The theory of painting also developed, and Buddhism, Taoism, and traditional literature were absorbed and combined into painting. Paintings on architectural structures, such as murals (壁畫), ceiling paintings, cave paintings, and tomb paintings, were very popular. An example is the paintings in the Mogao Caves in Xinjiang during this period. The richness and extravagance of Tang tomb murals started getting revealed only with the beginning of their archaeological discoveries, otherwise, the study of the Tang dynasty art relied solely on attributed works in museums and the availability of copious Buddhist murals in the Dunhuang Cave Temples in Gansu. These murals are found to have been severely limited in scope and originality. In contrast, the excavated wall paintings are original and located in the ancient Tang capital of Zhangan while being dated securely. These tomb paintings have allowed in-depth analysis, as the burial date and the occupant’s identity are available as stone epitaphs.
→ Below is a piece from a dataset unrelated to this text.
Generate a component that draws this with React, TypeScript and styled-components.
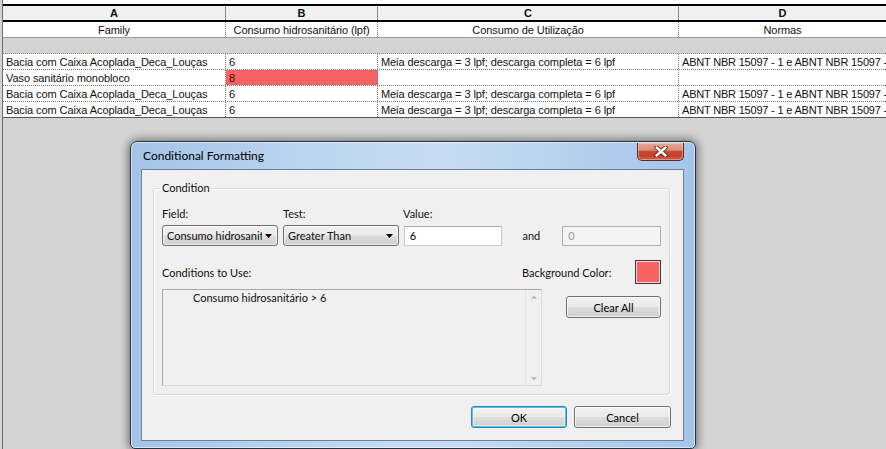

In the Xian regions, wall paintings in the tombs span almost over three centuries, from the early seventh to the late ninth but in terms of quality, murals from the early Tang are in better condition. Moreover, murals from the tombs of the Tang royal family members, particularly Prince Zhang Huai, Princess Yong Tai, and Prince Yi De, are of the best quality in a huge number.

== Global impact of Tang Dynasty paintings ==
Tang dynasty ceramics were products as well as a medium for the dynasty to spread its paintings, arts, and culture. The ceramics were hugely popular for their intricate paintings made using a number of techniques, including engraving and line drawing, wherein, flowers, animals, and people were the most common motifs, with a sharp focus on simple, natural, and elegant expression, all of which reflected society, culture, and aesthetic sensibility of the Tang dynasty.

Cultural exchanges with foreign countries enriched the Tang Dynasty with ceramic techniques like firewood kilns and various colors glaze, enhancing their craftsmanship, while on the other hand, overseas ceramics production, including Central Asian glassware, was inspired to be more ornamental and technically sound. Countries along the Silk Road enriched the Tang dynasty with arts and ideas that could be incorporated into ceramic paintings. On the one hand, it imbibed Persian and Central Asian artistic elements, and on the other, it used those elements in its ceramic paintings to spread Chinese arts and painting styles to different parts of the world.

The Tang dynasty tomb murals have, in the present time, enriched the study of the creation and transformation of space since these murals have unique spatiality in physical space as well as in images and symbols. Images on the walls, metaphorically, create virtual spaces, apart from the real world, maintaining, however, the metaphysical bridge for the viewer to connect to these virtual spaces without the tangible feeling of separation.